Ruthenium oxide-based nanocomposites with high specific surface area and improved capacitance as a supercapacitor

Abstract

A solvothermal strategy and a mutual oxidation–reduction approach are used to fabricate ruthenium oxide (RuO₂)-based nanocomposites, including RuO₂ and RuO₂–gold (Au) nanoparticles supported on commercial carbon supports (RuO₂/C and RuO₂–Au/C nanocomposites).
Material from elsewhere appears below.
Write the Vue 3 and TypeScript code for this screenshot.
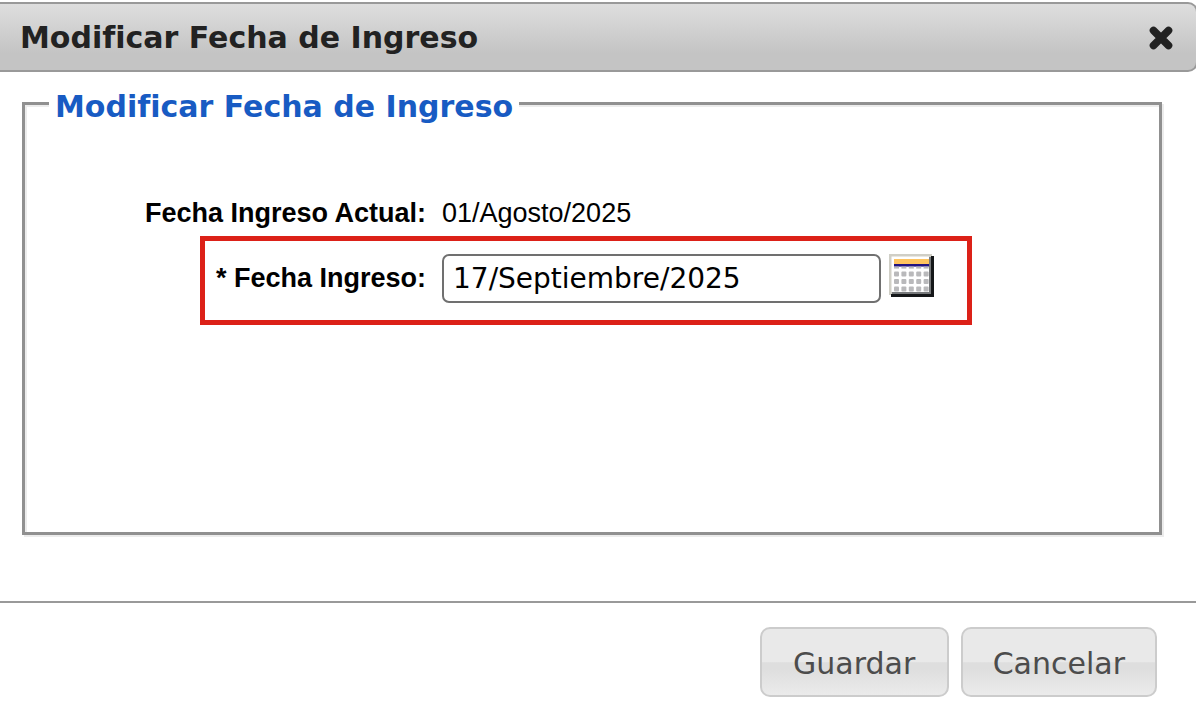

The novelty of this work lies in the synthetic approaches, which are based on a thermal decomposition of metal complexes formed by RuCl₃ and dodecylamine at room temperature (for RuO₂/C) and the mutual oxidation–reduction phenomenon between RuCl₃ and HAuCl₄ at elevated temperature (for RuO₂–Au/C) in the presence of carbon supports. In particular, the as-prepared RuO₂/C and RuO₂–Au/C nanocomposites for supercapacitors adopting the H₂SO₄ electrolyte exhibit high specific capacitances of 537.7 F g⁻¹ and 558.2 F g⁻¹, respectively, at a current density of 50 mA g⁻¹. The specific capacitance reaches 350.1 F g⁻¹ for the RuO₂/C nanocomposites and 478.5 F g⁻¹ for RuO₂–Au/C nanocomposites at a current density of 200 mA g⁻¹ with good cycling stability. The comparison of the electrochemical measurements of RuO₂/C and RuO₂–Au/C nanocomposites demonstrates that the presence of Au in the nanocomposites is favorable for the enhancement in capacitive behavior of RuO₂.